Painstakingly, a team carved new framing beams from old-growth fir. More than 100 planks, each 2-1/2 inches thick, were steamed and contoured to the frame, becoming stiff as they cooled. The old caulking, along every seam in the hull, was removed and replaced with cotton and oakum, treated hemp fiber.

The twin diesel engines had to be rebuilt. And every electrical system was replaced, including hundreds of yards of wiring.

Removing the planks, the shipwrights found and fixed rotted timber and other damage. Without the accident, it may never have been discovered.

"I would say Windermere has added, conservatively, 60 years of life to this boat," said Greg Gustafson, who is leading the restoration project on the Windermere side.

Jacobi, meanwhile, said he winced at the rising costs. But, nonetheless, he battled to keep the boat's insurers from selling it for salvage.

"I was galled," Jacobi said, "because I knew it wouldn't be put back together."

He also hired a new captain, Stephen Gordon, an experienced skipper who has admired the boat since childhood.

"I think she's beautiful," said Gordon, 55. "I'm looking forward to cruising her and seeing how she handles."

Finally, in May, the boat was lowered into the water for final repairs. Immediately, water burst in steady streams through seams in the crew quarters and the engine room. Windermere braced for more costs. But within days, the planks expanded naturally and sealed the leaks.

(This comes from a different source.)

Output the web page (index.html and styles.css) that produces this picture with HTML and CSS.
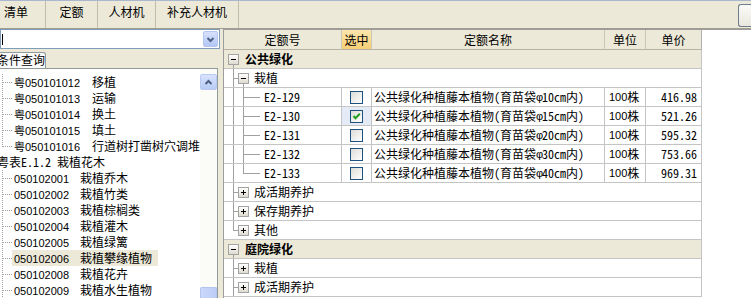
FILE: index.html
```html
<!DOCTYPE html>
<html lang="zh-CN">
<head>
<meta charset="utf-8">
<title>定额</title>
<link rel="stylesheet" href="styles.css">
</head>
<body>
<div class="app">
  <div class="topbar">
    <div class="tab t1">清单</div>
    <div class="tab t2">定额</div>
    <div class="tab t3">人材机</div>
    <div class="tab t4">补充人材机</div>
    <div class="spacer"></div>
    <div class="tbtn"></div>
  </div>
  <div class="main">
    <div class="left">
      <div class="combo">
        <span class="caret"></span>
        <span class="ddbtn"><svg width="13" height="13" viewBox="0 0 13 13"><polyline points="3.5,5 6.5,8 9.5,5" fill="none" stroke="#4d6185" stroke-width="2"/></svg></span>
      </div>
      <div class="qtab">条件查询</div>
      <div class="treepanel">
        <div class="treelist">
          <div class="tnode"><span class="lbl"><span class="code cw1">粤050101012</span>移植</span></div>
          <div class="tnode"><span class="lbl"><span class="code cw1">粤050101013</span>运输</span></div>
          <div class="tnode"><span class="lbl"><span class="code cw1">粤050101014</span>换土</span></div>
          <div class="tnode"><span class="lbl"><span class="code cw1">粤050101015</span>填土</span></div>
          <div class="tnode last"><span class="lbl"><span class="code cw1">粤050101016</span>行道树打凿树穴调堆</span></div>
          <div class="tnode root"><span class="lbl">粤表E.1.2 栽植花木</span></div>
          <div class="tnode"><span class="lbl"><span class="code cw2">050102001</span>栽植乔木</span></div>
          <div class="tnode"><span class="lbl"><span class="code cw2">050102002</span>栽植竹类</span></div>
          <div class="tnode"><span class="lbl"><span class="code cw2">050102003</span>栽植棕榈类</span></div>
          <div class="tnode"><span class="lbl"><span class="code cw2">050102004</span>栽植灌木</span></div>
          <div class="tnode"><span class="lbl"><span class="code cw2">050102005</span>栽植绿篱</span></div>
          <div class="tnode"><span class="lbl sel"><span class="code cw2">050102006</span>栽植攀缘植物</span></div>
          <div class="tnode"><span class="lbl"><span class="code cw2">050102008</span>栽植花卉</span></div>
          <div class="tnode"><span class="lbl"><span class="code cw2">050102009</span>栽植水生植物</span></div>
        </div>
        <div class="vscroll">
          <div class="sbtn"><svg width="13" height="13" viewBox="0 0 13 13"><polyline points="3.5,8 6.5,5 9.5,8" fill="none" stroke="#4d6185" stroke-width="2"/></svg></div>
          <div class="track"></div>
          <div class="thumb"></div>
        </div>
      </div>
    </div>
    <div class="right">
      <div class="grid">
        <div class="hd">定额号</div>
        <div class="hd hsel">选中</div>
        <div class="hd">定额名称</div>
        <div class="hd">单位</div>
        <div class="hd">单价</div>

        <div class="cell grow groot"><span class="exp"></span><b class="gname">公共绿化</b></div>
        <div class="cell grow l2 open"><span class="exp"></span><span class="gtxt">栽植</span></div>

        <div class="cell k1 l3">E2-129</div>
        <div class="cell k2"><span class="cb"></span></div>
        <div class="cell k3">公共绿化种植藤本植物(育苗袋<span class="phi">φ</span>10cm内)</div>
        <div class="cell k4"><span class="sans">100</span>株</div>
        <div class="cell k5">416.98</div>

        <div class="cell k1 l3">E2-130</div>
        <div class="cell k2 on"><span class="cb"><svg width="11" height="11" viewBox="0 0 11 11"><path d="M2.5 5 L4.5 7.2 L8.8 2.8" fill="none" stroke="#21a121" stroke-width="2"/></svg></span></div>
        <div class="cell k3">公共绿化种植藤本植物(育苗袋<span class="phi">φ</span>15cm内)</div>
        <div class="cell k4"><span class="sans">100</span>株</div>
        <div class="cell k5">521.26</div>

        <div class="cell k1 l3">E2-131</div>
        <div class="cell k2"><span class="cb"></span></div>
        <div class="cell k3">公共绿化种植藤本植物(育苗袋<span class="phi">φ</span>20cm内)</div>
        <div class="cell k4"><span class="sans">100</span>株</div>
        <div class="cell k5">595.32</div>

        <div class="cell k1 l3">E2-132</div>
        <div class="cell k2"><span class="cb"></span></div>
        <div class="cell k3">公共绿化种植藤本植物(育苗袋<span class="phi">φ</span>30cm内)</div>
        <div class="cell k4"><span class="sans">100</span>株</div>
        <div class="cell k5">753.66</div>

        <div class="cell k1 l3 last">E2-133</div>
        <div class="cell k2"><span class="cb"></span></div>
        <div class="cell k3">公共绿化种植藤本植物(育苗袋<span class="phi">φ</span>40cm内)</div>
        <div class="cell k4"><span class="sans">100</span>株</div>
        <div class="cell k5">969.31</div>

        <div class="cell grow l2"><span class="exp plus"></span><span class="gtxt">成活期养护</span></div>
        <div class="cell grow l2"><span class="exp plus"></span><span class="gtxt">保存期养护</span></div>
        <div class="cell grow l2 last"><span class="exp plus"></span><span class="gtxt">其他</span></div>

        <div class="cell grow groot"><span class="exp"></span><b class="gname">庭院绿化</b></div>
        <div class="cell grow l2"><span class="exp plus"></span><span class="gtxt">栽植</span></div>
        <div class="cell grow l2"><span class="exp plus"></span><span class="gtxt">成活期养护</span></div>
      </div>
    </div>
  </div>
</div>
</body>
</html>
```
FILE: styles.css
```css
* { box-sizing: border-box; }
html, body { margin: 0; padding: 0; }
body {
  width: 751px;
  height: 298px;
  overflow: hidden;
  background: #ece9d8;
  font-family: "Noto Sans Mono CJK SC", "Noto Sans CJK SC", sans-serif;
  font-size: 12px;
  color: #000;
}
.app { display: flex; flex-direction: column; height: 298px; }

/* top tab bar */
.topbar {
  height: 29px;
  flex-shrink: 0;
  display: flex;
  border-top: 1px solid #a9b8cf;
  border-bottom: 1px solid #a19e90;
  background: #ece9d8;
}
.tab {
  display: flex;
  align-items: center;
  justify-content: center;
  border-right: 1px solid #c0bdae;
  padding-bottom: 5px;
  line-height: 14px;
  white-space: nowrap;
}
.t1 { width: 46px; justify-content: flex-start; padding-left: 4px; }
.t2 { width: 52px; }
.t3 { width: 58px; }
.t4 { width: 83px; }
.spacer { flex: 1; }
.tbtn {
  width: 13px;
  margin: 3px 0 1px;
  border: 1px solid #6f7c8c;
  border-right: none;
  border-radius: 3px 0 0 3px;
  background: linear-gradient(#fbfbf8, #e9e7dd);
}

.main { flex: 1; min-height: 0; display: flex; }

/* left panel */
.left { width: 220px; display: flex; flex-direction: column; }
.combo {
  height: 20px;
  border: 1px solid #7f9db9;
  background: #fff;
  display: flex;
  align-items: center;
  justify-content: space-between;
  padding: 0 1px 0 1px;
}
.caret { width: 1px; height: 11px; background: #000; }
.ddbtn {
  width: 15px;
  height: 16px;
  border: 1px solid #b4c6f0;
  border-radius: 2px;
  background: linear-gradient(#d6e1fc, #b4c7f4);
  display: flex;
  align-items: center;
  justify-content: center;
}
.qtab {
  margin-top: 3px;
  width: 46px;
  height: 16px;
  border: 1px solid #919b9c;
  border-left: none;
  border-bottom: none;
  border-radius: 0 3px 0 0;
  background: #fcfcfe;
  line-height: 14px;
  white-space: nowrap;
  overflow: hidden;
  text-indent: -3px;
}
.treepanel {
  flex: 1;
  min-height: 0;
  width: 218px;
  display: flex;
  background: #fff;
  border-top: 1px solid #919b9c;
  border-right: 1px solid #919b9c;
}
.treelist { flex: 1; overflow: hidden; padding-top: 5px; }
.tnode {
  height: 16px;
  line-height: 16px;
  white-space: nowrap;
  padding-left: 14px;
  background:
    repeating-linear-gradient(to right, #a0a0a0 0 1px, transparent 1px 2px) 3px 8px / 9px 1px no-repeat,
    repeating-linear-gradient(#a0a0a0 0 1px, transparent 1px 2px) 2px 0 / 1px 100% no-repeat;
}
.tnode.last {
  background:
    repeating-linear-gradient(to right, #a0a0a0 0 1px, transparent 1px 2px) 3px 8px / 9px 1px no-repeat,
    repeating-linear-gradient(#a0a0a0 0 1px, transparent 1px 2px) 2px 0 / 1px 9px no-repeat;
}
.tnode.root { padding-left: 0; background: none; }
.tnode.root .lbl { margin-left: -3px; padding: 0; }
.lbl { display: inline-block; padding: 0 6px 0 2px; margin-left: -2px; height: 16px; }
.lbl.sel { background: #ece9d8; }
.code {
  display: inline-block;
  font-family: "Liberation Sans", "Noto Sans CJK SC", sans-serif;
  font-size: 11px;
}
.cw1 { width: 78px; }
.cw2 { width: 66px; }

.vscroll {
  width: 17px;
  display: flex;
  flex-direction: column;
  background: #fbfbf8;
  padding-top: 5px;
}
.sbtn {
  height: 16px;
  border: 1px solid #b9cbf3;
  border-radius: 2px;
  background: linear-gradient(#d7e2fc, #b9cbf5);
  display: flex;
  align-items: center;
  justify-content: center;
}
.track { flex: 1; }
.thumb {
  height: 11px;
  border: 1px solid #b3c5ef;
  border-bottom: none;
  border-radius: 2px 2px 0 0;
  background: linear-gradient(to right, #c9d8fb, #bccdf6);
}

/* right panel */
.right {
  flex: 1;
  margin-left: 3px;
  border-left: 1px solid #9d9d9d;
  border-top: 1px solid #9d9d9d;
  background: #fff;
}
.grid {
  display: grid;
  width: 478px;
  grid-template-columns: 118px 30px 233px 41px 56px;
  grid-template-rows: 20px;
  grid-auto-rows: 19px;
}
.hd {
  background: #ece9d8;
  border-right: 1px solid #cbc7b8;
  border-bottom: 1px solid #b6b3a5;
  display: flex;
  align-items: center;
  justify-content: center;
  line-height: 14px;
}
.hsel { background: linear-gradient(#fce6ad, #f7cf76); }
.grid .hd:nth-child(5) { border-right: 1px solid #b0b0b0; }

.cell {
  border-right: 1px solid #c4c4c4;
  border-bottom: 1px solid #c4c4c4;
  display: flex;
  align-items: center;
  white-space: nowrap;
  overflow: hidden;
  line-height: 16px;
}
.grow { grid-column: 1 / -1; }
.groot { background: linear-gradient(#a0a0a0, #a0a0a0) 9px 14px / 1px 5px no-repeat, #ece9d8; padding-left: 4px; }
.gname { margin-left: 6px; font-weight: bold; }
.gtxt { margin-left: 5px; }

.l2 {
  padding-left: 14px;
  background:
    linear-gradient(#a0a0a0, #a0a0a0) 9px 0 / 1px 100% no-repeat,
    linear-gradient(#a0a0a0, #a0a0a0) 9px 9px / 5px 1px no-repeat;
}
.l2.last {
  background:
    linear-gradient(#a0a0a0, #a0a0a0) 9px 0 / 1px 10px no-repeat,
    linear-gradient(#a0a0a0, #a0a0a0) 9px 9px / 5px 1px no-repeat;
}
.l2.open {
  background:
    linear-gradient(#a0a0a0, #a0a0a0) 9px 0 / 1px 100% no-repeat,
    linear-gradient(#a0a0a0, #a0a0a0) 9px 9px / 5px 1px no-repeat,
    linear-gradient(#a0a0a0, #a0a0a0) 19px 14px / 1px 5px no-repeat;
}
.l3 {
  padding-left: 40px;
  background:
    linear-gradient(#a0a0a0, #a0a0a0) 9px 0 / 1px 100% no-repeat,
    linear-gradient(#a0a0a0, #a0a0a0) 19px 0 / 1px 100% no-repeat,
    linear-gradient(#a0a0a0, #a0a0a0) 19px 9px / 17px 1px no-repeat;
}
.l3.last {
  background:
    linear-gradient(#a0a0a0, #a0a0a0) 9px 0 / 1px 100% no-repeat,
    linear-gradient(#a0a0a0, #a0a0a0) 19px 0 / 1px 10px no-repeat,
    linear-gradient(#a0a0a0, #a0a0a0) 19px 9px / 17px 1px no-repeat;
}

.exp {
  flex-shrink: 0;
  width: 11px;
  height: 11px;
  border: 1px solid #a3a3a3;
  background:
    linear-gradient(#000, #000) center / 5px 1px no-repeat,
    linear-gradient(#ffffff, #dedbcf);
}
.exp.plus {
  background:
    linear-gradient(#000, #000) center / 5px 1px no-repeat,
    linear-gradient(#000, #000) center / 1px 5px no-repeat,
    linear-gradient(#ffffff, #dedbcf);
}

.k2 { justify-content: center; }
.k2.on { background: #e4ebf7; }
.cb {
  width: 13px;
  height: 13px;
  border: 1px solid #1c5180;
  background: linear-gradient(135deg, #dcdcd7, #ffffff);
  display: flex;
  align-items: center;
  justify-content: center;
}
.k3 { padding-left: 2px; }
.k4 { padding-left: 4px; }
.k5 { justify-content: flex-end; padding-right: 4px; }
.phi { font-family: "Liberation Sans", sans-serif; font-size: 11px; display: inline-block; width: 6px; text-align: center; }
.sans { font-family: "Liberation Sans", sans-serif; font-size: 11px; }
```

"We all breathed a sigh of relief, because nobody wanted to haul the boat back out of the water," Gustafson said.

The Malibu, which already has gone on a limited test run in Lake Washington, is expected to be fully refurbished by August.

And Jacobi has something brazen in mind for the first voyage: a return trip past the rocks of the San Juans.

"I want to thumb our noses at them," he said. "Actually, I'm planning to do more than thumb my nose."